I am using PyTorch (v1.4.0) for an experiment with the CLEVR dataset. I kept having problems with the GPU running out of memory. My code is running on a V100 GPU with 32GB of memory. In order to pinpoint where the memory leak was coming from, I kept reducing my code (see below).

In summary, my code creates the data loader and loops over all the samples (batch size = 1), but does nothing except print the index of the sample. Additionally, the sample is explicitly deleted and I call torch.cuda.empty_cache().

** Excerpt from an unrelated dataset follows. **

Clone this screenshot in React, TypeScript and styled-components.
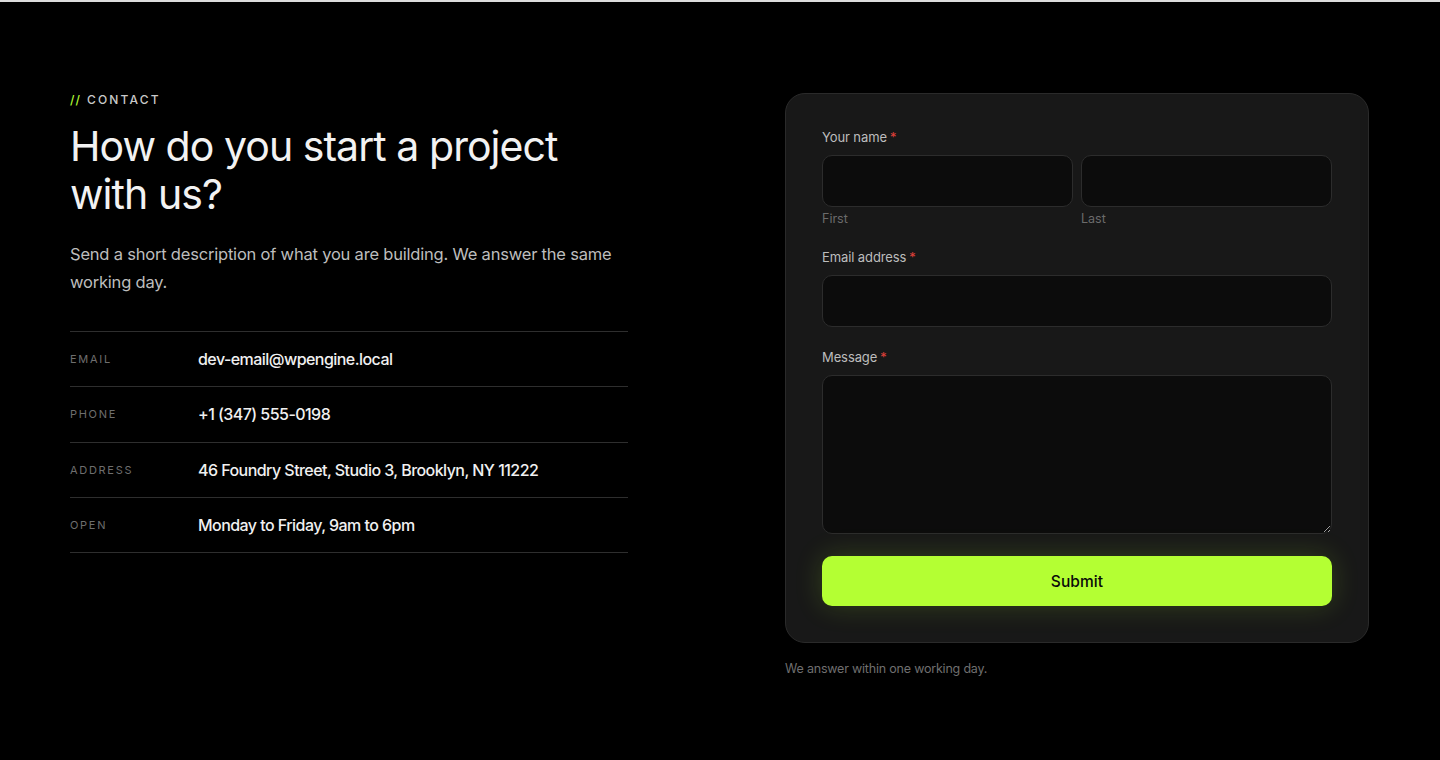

After about 17.000 samples, the GPU’s memory is completely full. How is this possible? It seems the samples are not properly cleared from memory. As far as I can tell, I do not keep any tensors in memory.

def main(args):
    # Make the dataloader
    loader_kwargs = {
        'questions': args.questions_json,
        'images_dir': args.images_dir,
        'device': args.device,
        'max_samples': args.max_samples,
        'shuffle': args.shuffle_data == 1,
        'batch_size': 1,
        'num_workers': args.num_workers,
        'collate_fn': clevr_collate_fn
    }
    data_loader = get_evaluation_dataloader(**loader_kwargs)
    with torch.no_grad():
        # This function loads .pt files
        # These take 270MB of GPU memory
        modules = get_evaluation_modules() 
        # Network holds the modules in a dictionary
        # but is currently not being used
        network = Network(modules) 
        evaluator = Evaluator(args, network, data_loader)
        evaluator.run()


def get_evaluation_dataloader(**kwargs):
    dataset_kwargs = {
        'questions': kwargs.pop('questions'),
        'images_dir': kwargs.pop('images_dir'),
        'device': kwargs.pop('device')
    }
    ds = CLEVRDataset(**dataset_kwargs)
    max_samples = kwargs.pop('max_samples')
    if max_samples is not None:
        all_indices = list(range(0, len(ds)))
        subset = random.sample(all_indices, max_samples)
        ds = Subset(ds, subset)
    loader = DataLoader(dataset=ds, **kwargs)
    return loader


class CLEVRDataset(Dataset):
    def __init__(self, questions, images_dir, device, *args, **kwargs):
        super(CLEVRDataset, self).__init__(*args, **kwargs)
        self.images_dir = images_dir
        self.device = device
        with open(questions, 'r') as f:
            data = json.load(f)
        self.questions = data['questions']
        self.image2tensor = ImageToTensor(device)

    def __getitem__(self, idx):
        entry = self.questions[idx]
        # get the image
        img_filename = entry['image_filename']
        img_path = os.path.join(self.images_dir, img_filename)
        image = io.imread(img_path)
        image = self.image2tensor(image)
        # add the image to entry
        entry['image'] = image
        return entry

    def __len__(self):
        return len(self.questions)


def clevr_collate_fn(entries):
    batch = {}
    for key in entries[0].keys():
        if type(entries[0][key]) == torch.Tensor:
            batch[key] = torch.stack([entry[key] for entry in entries])
        else:
            batch[key] = [entry[key] for entry in entries]
    return batch


class Evaluator(object):
    def __init__(self, args, network, data_loader):
        self.network = network
        self.data_loader = data_loader

    def run(self):
        print("===== Start evaluation =====")
        for i, sample in enumerate(self.data_loader):
            print(i)
            del sample
            torch.cuda.empty_cache()
        print("===== Finished evaluation =====")

jnevens · September 8, 2020, 12:26pm

Weirdly enough, I fixed my own issue by changing

for i, sample in enumerate(self.data_loader):

to

for sample in self.data_loader:

Is this a known issue?